* Begin Data in this exercise *

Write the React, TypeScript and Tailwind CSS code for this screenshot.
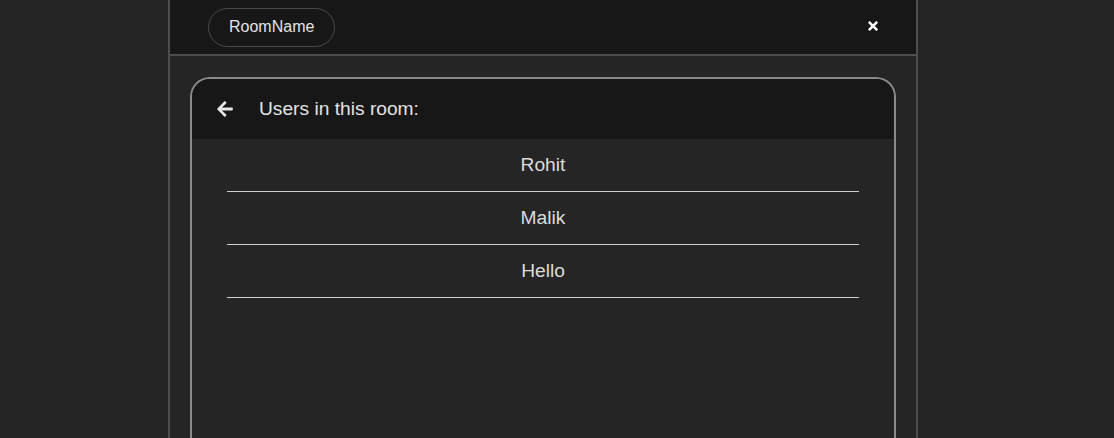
import { FaArrowLeft, FaTimes } from "react-icons/fa";

const USERS = ["Rohit", "Malik", "Hello"];

export default function App() {
  return (
    <div
      className="h-[438px] w-full overflow-hidden bg-[#252525]"
      style={{ fontFamily: "Arial, 'Liberation Sans', sans-serif" }}
    >
      <div className="ml-[168px] flex h-full w-[750px] flex-col border-x-2 border-[#4d4d4d]">
        {/* top bar */}
        <div className="flex h-[56px] shrink-0 items-center justify-between border-b-2 border-[#4d4d4d] bg-[#171717] pl-[38px] pr-[36px]">
          <div className="flex h-[39px] items-center rounded-full border border-[#4a4a4a] px-5 text-[16px] text-[#e3e3e3]">
            RoomName
          </div>
          <FaTimes className="mb-[2px] text-white" size={14} />
        </div>

        {/* users panel */}
        <div className="flex-1 px-5 pt-[21px]">
          <div className="h-full overflow-hidden rounded-t-[20px] border-2 border-b-0 border-[#8a8a8a] bg-[#252525]">
            <div className="flex h-[60px] items-center bg-[#171717] pl-[24px] text-[19.2px] text-[#e3e3e3]">
              <FaArrowLeft className="text-[#e6e6e6]" size={18} />
              <span className="ml-[25px]">Users in this room:</span>
            </div>
            <ul className="mx-auto w-[90%]">
              {USERS.map((u) => (
                <li
                  key={u}
                  className="flex h-[53px] items-center justify-center border-b border-[#cfcfcf] text-[19.2px] text-[#dcdcdc]"
                >
                  {u}
                </li>
              ))}
            </ul>
          </div>
        </div>
      </div>
    </div>
  );
}
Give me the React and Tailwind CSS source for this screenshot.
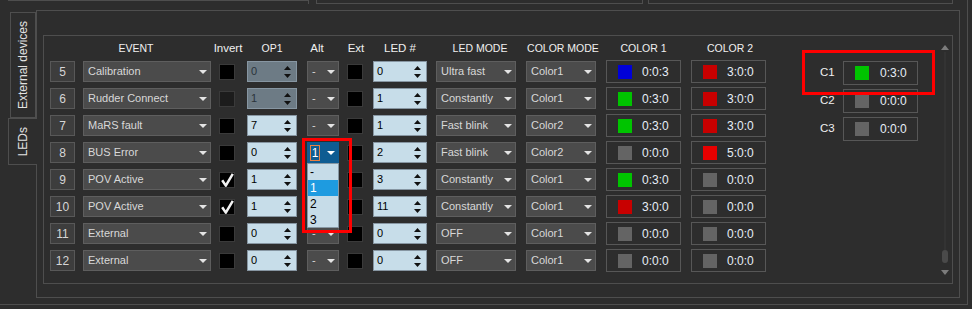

* End Data in this exercise *

• **Task prompt**
Without including any pictures, reproduce the listing exactly.

• **Output below**
Write the React, TypeScript and Tailwind CSS code for this screenshot.
import { FaArrowLeft, FaTimes } from "react-icons/fa";

const USERS = ["Rohit", "Malik", "Hello"];

export default function App() {
  return (
    <div
      className="h-[438px] w-full overflow-hidden bg-[#252525]"
      style={{ fontFamily: "Arial, 'Liberation Sans', sans-serif" }}
    >
      <div className="ml-[168px] flex h-full w-[750px] flex-col border-x-2 border-[#4d4d4d]">
        {/* top bar */}
        <div className="flex h-[56px] shrink-0 items-center justify-between border-b-2 border-[#4d4d4d] bg-[#171717] pl-[38px] pr-[36px]">
          <div className="flex h-[39px] items-center rounded-full border border-[#4a4a4a] px-5 text-[16px] text-[#e3e3e3]">
            RoomName
          </div>
          <FaTimes className="mb-[2px] text-white" size={14} />
        </div>

        {/* users panel */}
        <div className="flex-1 px-5 pt-[21px]">
          <div className="h-full overflow-hidden rounded-t-[20px] border-2 border-b-0 border-[#8a8a8a] bg-[#252525]">
            <div className="flex h-[60px] items-center bg-[#171717] pl-[24px] text-[19.2px] text-[#e3e3e3]">
              <FaArrowLeft className="text-[#e6e6e6]" size={18} />
              <span className="ml-[25px]">Users in this room:</span>
            </div>
            <ul className="mx-auto w-[90%]">
              {USERS.map((u) => (
                <li
                  key={u}
                  className="flex h-[53px] items-center justify-center border-b border-[#cfcfcf] text-[19.2px] text-[#dcdcdc]"
                >
                  {u}
                </li>
              ))}
            </ul>
          </div>
        </div>
      </div>
    </div>
  );
}
Give me the React and Tailwind CSS source for this screenshot.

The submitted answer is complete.